We had a conversation about this possibility earlier in the year and I was fairly confident that Cole wouldn’t, but this year’s market has certainly thrown some uncertainty into that position. There has been a lot of money thrown at big free agents on the wrong side of 30, which hasn’t been the case in a number of years, and it happened fluidly with plenty of competition as opposed to recent offseasons where the stars are waiting around until it’s nearly spring training before they find their homes.

That being said, Cole has still had a bit of a decline since signing his deal, and he would need to sort out these home run problems that have been plaguing him before it would become a likely outcome. Could he add a bit of extra money or even an additional year to his current contract post-opt out if he went this route? Perhaps, especially given the language in the deal that would allow the Yankees to simply give him that year and prevent him from becoming a free agent. With that in mind I think he could leverage the opt out like CC Sabathia did with his original Yankees deal while still remaining in pinstripes, but we’ll have to see if this offseason becomes more of the norm and if Cole maintains his place near the top of the game.

OLDY MOLDY asks: What does it take to acquire Reynolds from the Pirates?

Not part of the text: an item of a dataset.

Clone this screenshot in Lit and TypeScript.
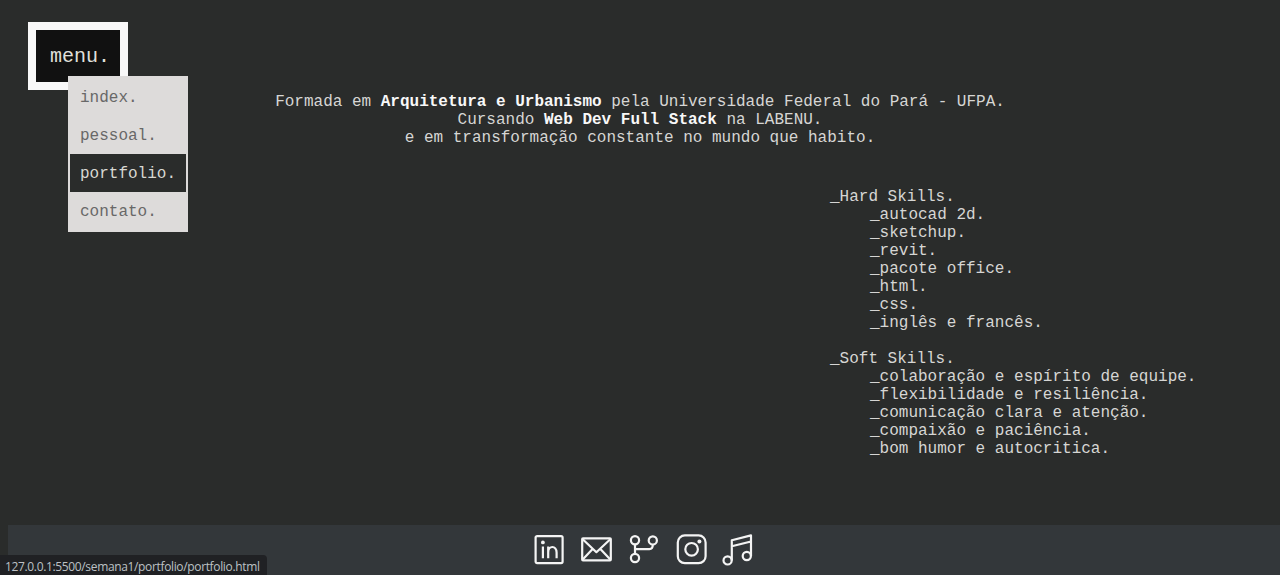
import { LitElement, html, svg, css } from "lit";
import { customElement } from "lit/decorators.js";

const menuItems = ["index.", "pessoal.", "portfolio.", "contato."];
const activeItem = "portfolio.";

const skillGroups = [
  {
    title: "_Hard Skills.",
    items: ["_autocad 2d.", "_sketchup.", "_revit.", "_pacote office.", "_html.", "_css.", "_inglês e francês."],
  },
  {
    title: "_Soft Skills.",
    items: [
      "_colaboração e espírito de equipe.",
      "_flexibilidade e resiliência.",
      "_comunicação clara e atenção.",
      "_compaixão e paciência.",
      "_bom humor e autocritica.",
    ],
  },
];

// Each icon is drawn on a 32x32 canvas.
const socialIcons = [
  svg`<rect x="1.6" y="2.1" width="27" height="27" rx="1.5"/><path d="M8.9 12.6v11.6M14.2 24.2V12.4M14.2 18.4c0-7.2 8.4-7.2 8.4 0v5.8"/><circle class="dot" cx="8.9" cy="8.4" r="1.9"/>`,
  svg`<rect x="1.2" y="4.3" width="28.6" height="22" rx=".8"/><path d="M1.7 5.2 15.4 18.2 29.3 5.2M1.7 25.6 11.6 14.9M29.3 25.6 19.4 14.9"/>`,
  svg`<circle cx="7" cy="6.2" r="4.1"/><circle cx="7" cy="24" r="4.1"/><circle cx="24.8" cy="6.4" r="4.1"/><path d="M7 10.3v9.6M7 15.2h14.4q3.4 0 3.4-4.6"/>`,
  svg`<rect x="2.8" y="1.4" width="27.8" height="27.8" rx="7"/><circle cx="16.6" cy="15.3" r="6.3"/><circle class="dot" cx="24.4" cy="7.6" r="2"/>`,
  svg`<circle cx="5.6" cy="26.4" r="4.1"/><circle cx="24.8" cy="22" r="4.1"/><path d="M9.8 26.4V6.2L29 1.4V22M9.8 12.3 29 7.5"/>`,
];

@customElement("app-root")
export class AppRoot extends LitElement {
  static styles = css`
    :host {
      display: flex;
      flex-direction: column;
      position: relative;
      box-sizing: border-box;
      width: 100%;
      height: 575px;
      padding: 22px 0 0 8px;
      overflow: hidden;
      background: #2a2c2b;
      color: #d6d6d4;
      font: 16px/18px "Courier New", "Liberation Mono", monospace;
    }
    .menu {
      position: relative;
      z-index: 1;
      width: 100px;
      height: 68px;
      margin-left: 20px;
    }
    .menu-button {
      box-sizing: border-box;
      width: 100px;
      height: 68px;
      padding: 2px 0 0 14px;
      border: 8px solid #f8f8f8;
      border-radius: 0;
      background: #111;
      color: #e0e0dc;
      font: 20px/50px "Courier New", "Liberation Mono", monospace;
      text-align: left;
      white-space: nowrap;
      display: block;
    }
    .dropdown {
      position: absolute;
      left: 40px;
      top: 54px;
      box-sizing: border-box;
      width: 120px;
      margin: 0;
      padding: 0;
      border: 2px solid #dddbda;
      background: #dddbda;
      list-style: none;
    }
    .item {
      padding: 11px 10px 9px;
      color: #686868;
    }
    .active {
      background: #2a2c2b;
      color: #d8d8d2;
    }
    .intro {
      margin: 3px 8px 0 0;
      text-align: center;
    }
    .intro strong {
      color: #f8f8f8;
    }
    .skills {
      display: flex;
      flex-direction: column;
      gap: 18px;
      margin: 41px 0 0 822px;
    }
    .title {
      margin: 0;
      font: inherit;
    }
    .list {
      margin: 0;
      padding: 0 0 0 40px;
      list-style: none;
    }
    .footer {
      display: flex;
      justify-content: center;
      align-items: center;
      gap: 15px;
      box-sizing: border-box;
      height: 50px;
      margin-top: auto;
      background: #33373a;
    }
    .icon {
      display: block;
      width: 32px;
      height: 32px;
      overflow: visible;
      fill: none;
      stroke: #f4f4f4;
      stroke-width: 2.2;
      stroke-linejoin: round;
    }
    .icon .dot {
      fill: #f4f4f4;
      stroke: none;
    }
    .status {
      position: absolute;
      left: 0;
      bottom: 0;
      box-sizing: border-box;
      width: 267px;
      height: 20px;
      padding-left: 5px;
      border-radius: 0 4px 0 0;
      background: #202124;
      color: #bdc1c6;
      font: 12px/23px "Open Sans", "Noto Sans", sans-serif;
      letter-spacing: -0.35px;
      white-space: nowrap;
    }
  `;

  render() {
    return html`
      <nav class="menu">
        <button class="menu-button">menu.</button>
        <ul class="dropdown">
          ${menuItems.map((item) => html`<li class="item ${item === activeItem ? "active" : ""}">${item}</li>`)}
        </ul>
      </nav>
      <p class="intro">
        Formada em <strong>Arquitetura e Urbanismo</strong> pela Universidade Federal do Pará - UFPA.<br />
        Cursando <strong>Web Dev Full Stack</strong> na LABENU.<br />
        e em transformação constante no mundo que habito.
      </p>
      <section class="skills">
        ${skillGroups.map(
          (group) => html`<div>
            <h2 class="title">${group.title}</h2>
            <ul class="list">
              ${group.items.map((item) => html`<li>${item}</li>`)}
            </ul>
          </div>`
        )}
      </section>
      <footer class="footer">
        ${socialIcons.map((shape) => html`<svg class="icon" viewBox="0 0 32 32">${shape}</svg>`)}
      </footer>
      <div class="status">127.0.0.1:5500/semana1/portfolio/portfolio.html</div>
    `;
  }
}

Too much to consider it a viable option at the moment. The Pirates are a strangely run organization, but they’d be fools not to ask for the moon with so much control left on Reynold’s contract status and the Yankees have their eyes on promoting their biggest prospects rather than dealing them. The Yankees could dangle one of Peraza or Volpe, and they would be more likely to deal the former, but a package built around just one of them isn’t going to be enough to entice Pittsburgh this year. It’s a rough scene for Reynolds, who has astutely noticed that not much is going to change with that franchise anytime soon, but the team holds all of the cards at the moment in these negotiations.